In a slickly produced video to accompany the day’s festivities, Perry, in black tie, told the think-tankers that it was nice to have them so close to the Capitol. But “if the Texas Public Policy Foundation was in a tent on the outskirts of Travis County, it would still make a difference,” he said.

This is doubtless true, in the same way that a billionaire doesn’t stop being a billionaire when he goes camping. The foundation’s power doesn’t come from its domicile, but from the money and power that back it, and from the decades of work that have gone into building a machine to elect candidates amenable to that wealth and power. The building is just an accessory.

But what an accessory! Six floors and 42,000 square feet, a top-floor patio and quasi-classical adornments on the building’s exterior. Rollins’ invocation of the Texas revolution didn’t come from nowhere: The building’s cornerstone announces that the foundation was “founded in 1989 . . . with a spirit forged in 1836.” Henry Arthur McArdle’s 1901 oil painting of the Battle of San Jacinto hangs halfway up the lobby’s grand staircase. The text of William Barret Travis’ last letter from the Alamo is emblazoned on the back wall of the first-floor auditorium. Breakfast on opening day was named after Anson Jones, lunch for Sam Houston, and a panel with “entrepreneurs”—TPPF donors including Red McCombs and James Leininger—was named after Mirabeau Lamar, for some reason.

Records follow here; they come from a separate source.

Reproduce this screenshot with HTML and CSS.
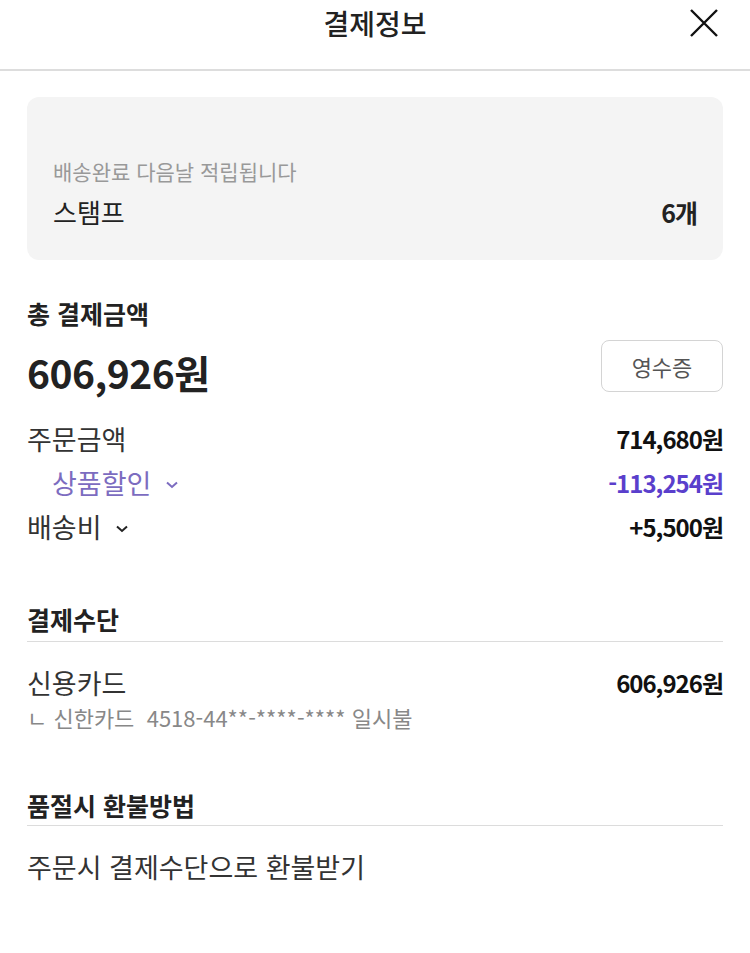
FILE: index.html
```html
<!DOCTYPE html>
<html lang="ko">
<head>
    <meta charset="UTF-8">
    <meta name="viewport" content="width=device-width, initial-scale=1.0">
    <title>결제정보</title>
    <link rel="stylesheet" href="styles.css">
</head>
<body>
    <header class="topo">
        <h1 class="titulo">결제정보</h1>
        <button class="fechar" aria-label="닫기">
            <svg width="30" height="30" viewBox="0 0 30 30"><path d="M2 2 L28 28 M28 2 L2 28" stroke="#111" stroke-width="2.4" fill="none"/></svg>
        </button>
    </header>

    <div class="conteudo">
        <div class="cartao">
            <p class="aviso">배송완료 다음날 적립됩니다</p>
            <div class="linha-cartao">
                <span>스탬프</span>
                <strong>6개</strong>
            </div>
        </div>

        <!-- total -->
        <h2 class="secao">총 결제금액</h2>
        <div class="total">
            <span class="valor-total">606,926원</span>
            <button class="recibo">영수증</button>
        </div>

        <div class="linha">
            <span>주문금액</span>
            <strong>714,680원</strong>
        </div>
        <div class="linha desconto">
            <span>상품할인 <svg class="seta" width="14" height="10" viewBox="0 0 14 10"><path d="M2 2.5 L7 7 L12 2.5" stroke="#7c6cc0" stroke-width="2" fill="none"/></svg></span>
            <strong>-113,254원</strong>
        </div>
        <div class="linha">
            <span>배송비 <svg class="seta" width="14" height="10" viewBox="0 0 14 10"><path d="M2 2.5 L7 7 L12 2.5" stroke="#222" stroke-width="2" fill="none"/></svg></span>
            <strong>+5,500원</strong>
        </div>

        <!-- pagamento -->
        <h2 class="secao com-linha pagamento">결제수단</h2>
        <div class="linha cartao-credito">
            <span>신용카드</span>
            <strong>606,926원</strong>
        </div>
        <p class="detalhe">ㄴ 신한카드&nbsp;&nbsp;4518-44**-****-**** 일시불</p>

        <!-- reembolso -->
        <h2 class="secao com-linha reembolso">품절시 환불방법</h2>
        <p class="texto">주문시 결제수단으로 환불받기</p>
    </div>
</body>
</html>
```

FILE: styles.css
```css
body {
    margin: 0;
    font-family: "Noto Sans CJK KR", "Noto Sans", sans-serif;
    color: #222;
    background-color: white;
}
.topo {
    height: 69px;
    border-bottom: 2px solid #ddd;
    display: flex;
    justify-content: center;
    align-items: center;
    position: relative;
}
.titulo {
    margin: 0;
    font-size: 28px;
    font-weight: 500;
    line-height: 48px;
    margin-top: -24px;
}
.fechar {
    position: absolute;
    top: 8px;
    right: 31px;
    background: none;
    border: none;
    padding: 0;
    cursor: pointer;
}
.fechar svg {
    display: block;
}
.conteudo {
    padding: 0 27px;
}
.cartao {
    margin-top: 26px;
    background-color: #f4f4f4;
    border-radius: 12px;
    padding: 60px 26px 33px;
}
.aviso {
    margin: 0;
    font-size: 21px;
    line-height: 28px;
    color: #999;
}
.linha-cartao {
    display: flex;
    justify-content: space-between;
    font-size: 26px;
    line-height: 30px;
    margin-top: 12px;
}
.linha-cartao strong {
    font-weight: 700;
    font-size: 25px;
    letter-spacing: -1px;
}
.secao {
    margin: 39px 0 0;
    font-size: 25px;
    font-weight: 700;
    line-height: 28px;
}
.total {
    display: flex;
    justify-content: space-between;
    align-items: flex-start;
    margin-top: 13px;
}
.valor-total {
    font-size: 39px;
    font-weight: 700;
    line-height: 64px;
    letter-spacing: -0.5px;
}
.recibo {
    width: 122px;
    height: 52px;
    border: 1px solid #d4d4d4;
    border-radius: 8px;
    background: white;
    color: #555;
    font-size: 22px;
    font-family: "Noto Sans CJK KR", sans-serif;
}
.linha {
    display: flex;
    justify-content: space-between;
    align-items: center;
    font-size: 27px;
    line-height: 44px;
    color: #333;
}
.total + .linha {
    margin-top: 13px;
}
.linha strong {
    font-size: 24px;
    font-weight: 700;
    color: #111;
    letter-spacing: -1px;
}
.seta {
    margin-left: 6px;
    vertical-align: 4px;
}
.desconto span {
    padding-left: 25px;
    color: #7c6cc0;
}
.desconto strong {
    color: #5a3fcc;
}
.com-linha {
    padding-bottom: 8px;
    border-bottom: 1px solid #dcdcdc;
}
.pagamento {
    margin-top: 56px;
}
.cartao-credito {
    margin-top: 23px;
    line-height: 36px;
}
.detalhe {
    margin: 0;
    font-size: 22px;
    line-height: 32px;
    color: #888;
}
.reembolso {
    margin-top: 58px;
    padding-bottom: 6px;
}
.texto {
    margin: 23px 0 0;
    font-size: 27px;
    line-height: 36px;
    color: #333;
}
```
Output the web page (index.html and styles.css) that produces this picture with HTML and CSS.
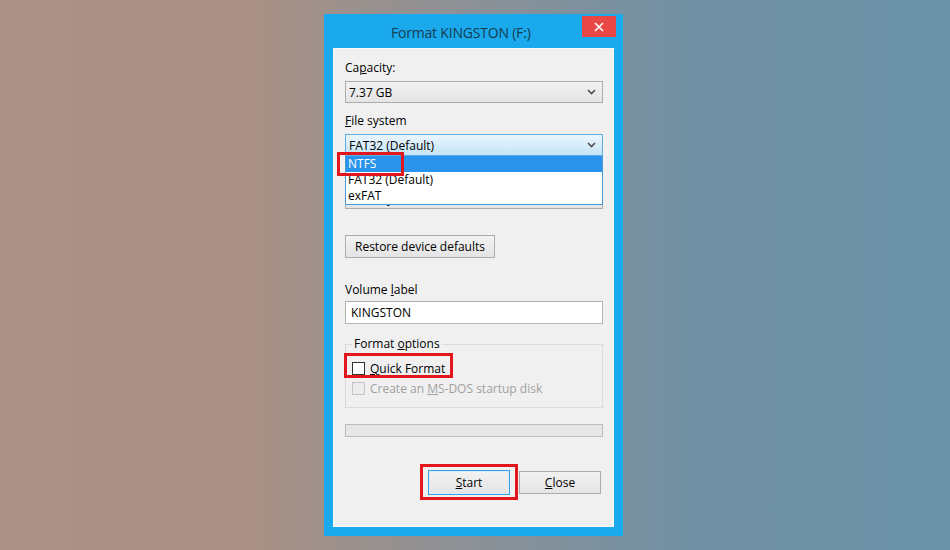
FILE: index.html
```html
<!DOCTYPE html>
<html lang="en">
<head>
    <meta charset="UTF-8">
    <meta name="viewport" content="width=device-width, initial-scale=1.0">
    <title>Format KINGSTON (F:)</title>
    <link rel="stylesheet" href="styles.css">
</head>
<body>
    <div class="window">
        <div class="titlebar">
            <span class="title">Format KINGSTON (F:)</span>
            <span class="close-btn">
                <svg width="10" height="10" viewBox="0 0 10 10"><path d="M1 1 L9 9 M9 1 L1 9" stroke="#fff" stroke-width="1.7" fill="none"/></svg>
            </span>
        </div>
        <div class="client">
            <div class="field">
                <label>Ca<u>p</u>acity:</label>
                <div class="combo">
                    <span>7.37 GB</span>
                    <svg class="chevron" width="9" height="6" viewBox="0 0 9 6"><path d="M1 1 L4.5 4.5 L8 1" stroke="#4d4d4d" stroke-width="1.6" fill="none"/></svg>
                </div>
            </div>

            <div class="field file-system">
                <label><u>F</u>ile system</label>
                <div class="combo focused">
                    <span>FAT32 (Default)</span>
                    <svg class="chevron" width="9" height="6" viewBox="0 0 9 6"><path d="M1 1 L4.5 4.5 L8 1" stroke="#4d4d4d" stroke-width="1.6" fill="none"/></svg>
                </div>
                <ul class="dropdown">
                    <li class="selected"><span class="mark mark-ntfs">NTFS</span></li>
                    <li>FAT32 (Default)</li>
                    <li>exFAT</li>
                </ul>
            </div>

            <div class="field">
                <label><u>A</u>llocation unit size</label>
                <div class="combo">
                    <span>4096 bytes</span>
                    <svg class="chevron" width="9" height="6" viewBox="0 0 9 6"><path d="M1 1 L4.5 4.5 L8 1" stroke="#4d4d4d" stroke-width="1.6" fill="none"/></svg>
                </div>
            </div>

            <button class="btn restore">Restore device defaults</button>

            <div class="field volume">
                <label>Volume <u>l</u>abel</label>
                <div class="textbox">KINGSTON</div>
            </div>

            <fieldset class="group">
                <legend>Format <u>o</u>ptions</legend>
                <div class="check-row">
                    <span class="mark mark-quick">
                        <span class="checkbox"></span>
                        <span><u>Q</u>uick Format</span>
                    </span>
                </div>
                <div class="check-row disabled">
                    <span class="checkbox"></span>
                    <span>Create an <u>M</u>S-DOS startup disk</span>
                </div>
            </fieldset>

            <div class="progress"></div>

            <div class="actions">
                <span class="mark mark-start">
                    <button class="btn default"><u>S</u>tart</button>
                </span>
                <button class="btn"><u>C</u>lose</button>
            </div>
        </div>
    </div>
</body>
</html>
```

FILE: styles.css
```css
body {
    margin: 0;
    height: 550px;
    overflow: hidden;
    font-family: "Segoe UI", "Open Sans", sans-serif;
    font-size: 12px;
    color: #000;
    background: linear-gradient(90deg, #ab9286 0%, #a99084 26%, #8b9197 50%, #7291a4 72%, #6b93a9 100%);
}
.window {
    width: 299px;
    height: 522px;
    margin: 14px 0 0 324px;
    background-color: #19a9ec;
    display: flex;
    flex-direction: column;
    box-sizing: border-box;
    padding: 0 9px 9px 9px;
}
.titlebar {
    height: 34px;
    position: relative;
    display: flex;
    align-items: center;
}
.title {
    font-size: 14px;
    letter-spacing: -0.2px;
    color: #163c50;
    margin-left: 58px;
    margin-top: 2px;
}
.close-btn {
    position: absolute;
    top: 2px;
    right: -2px;
    width: 34px;
    height: 21px;
    background-color: #e94646;
    display: flex;
    align-items: center;
    justify-content: center;
}
.client {
    flex: 1;
    background-color: #f0f0f0;
    border: 1px solid #fafafa;
    padding: 11px 10px 0 11px;
}
.field {
    margin-bottom: 10px;
}
.field label {
    display: block;
    height: 16px;
    line-height: 16px;
    margin-bottom: 5px;
}
.combo {
    height: 22px;
    box-sizing: border-box;
    border: 1px solid #acacac;
    background: linear-gradient(#f2f2f2, #e4e4e4);
    display: flex;
    align-items: center;
    justify-content: space-between;
    padding: 0 6px 0 3px;
}
.combo.focused {
    border-color: #5eaee4;
    background: linear-gradient(#ebf6fd, #c3e4f6);
}
.file-system {
    position: relative;
}
.dropdown {
    position: absolute;
    left: 0;
    right: 0;
    top: 43px;
    margin: 0;
    padding: 0;
    list-style: none;
    background: #fff;
    border: 1px solid #4a9ad9;
    border-top: none;
    z-index: 2;
}
.dropdown li {
    height: 16px;
    line-height: 16px;
    padding-left: 2px;
}
.dropdown li.selected {
    background-color: #2a94ec;
    color: #fff;
}
.mark {
    position: relative;
    display: inline-flex;
    align-items: center;
}
.mark::after {
    content: "";
    position: absolute;
    border: 3px solid #e3161e;
    pointer-events: none;
}
.mark-ntfs::after {
    top: -4px;
    bottom: -4px;
    left: -11px;
    right: -28px;
}
.mark-quick::after {
    top: -7px;
    bottom: -1px;
    left: -8px;
    right: -8px;
}
.mark-start::after {
    top: -6px;
    bottom: -5px;
    left: -8px;
    right: -8px;
}
.btn {
    font-family: inherit;
    font-size: 12px;
    color: #000;
    background: linear-gradient(#f2f2f2, #e4e4e4);
    border: 1px solid #acacac;
    padding: 0;
    margin: 0;
}
.restore {
    display: block;
    width: 150px;
    height: 23px;
    margin-top: 26px;
}
.volume {
    margin-top: 24px;
}
.volume label {
    margin-bottom: 3px;
}
.textbox {
    height: 23px;
    box-sizing: border-box;
    border: 1px solid #b5b5b5;
    border-top-color: #abadb3;
    background: #fff;
    padding-left: 5px;
    line-height: 21px;
}
.group {
    margin: 12px 0 0 0;
    padding: 8px 6px 11px 6px;
    border: 1px solid #dcdcdc;
    min-width: 0;
}
.group legend {
    padding: 0 2px;
    margin-left: 0;
    line-height: 16px;
}
.check-row {
    display: flex;
    align-items: center;
    height: 16px;
    gap: 5px;
}
.check-row + .check-row {
    margin-top: 4px;
}
.check-row .mark {
    gap: 5px;
}
.checkbox {
    width: 13px;
    height: 13px;
    box-sizing: border-box;
    border: 1px solid #333;
    background: #fff;
}
.check-row.disabled {
    color: #a0a0a0;
}
.check-row.disabled .checkbox {
    border-color: #c4c4c4;
    background: #ececec;
}
.progress {
    height: 13px;
    margin-top: 16px;
    box-sizing: border-box;
    border: 1px solid #bcbcbc;
    background: #e6e6e6;
}
.actions {
    margin-top: 33px;
    margin-right: 2px;
    display: flex;
    justify-content: flex-end;
    align-items: center;
    gap: 9px;
}
.actions .btn {
    width: 82px;
    height: 23px;
}
.actions .btn.default {
    height: 25px;
    border-color: #3aa0e4;
    box-shadow: inset 0 0 0 1px #d8ecf9;
}
```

These labored parallels to revolutionary history aim to establish TPPF as a defender of the faith, the keeper of an ideological heritage that extends back to the state’s founding, even as the opening day’s speakers presented the think tank as an up-and-comer that in its young life has radically changed the state, and still has oh so much work to do. It’s not a contradiction, per se. There’s no more intoxicating drug in American civic life than the ability to deny your power and rewrite yourself as the underdog—as it is for the foundation’s donors, so is it for the foundation.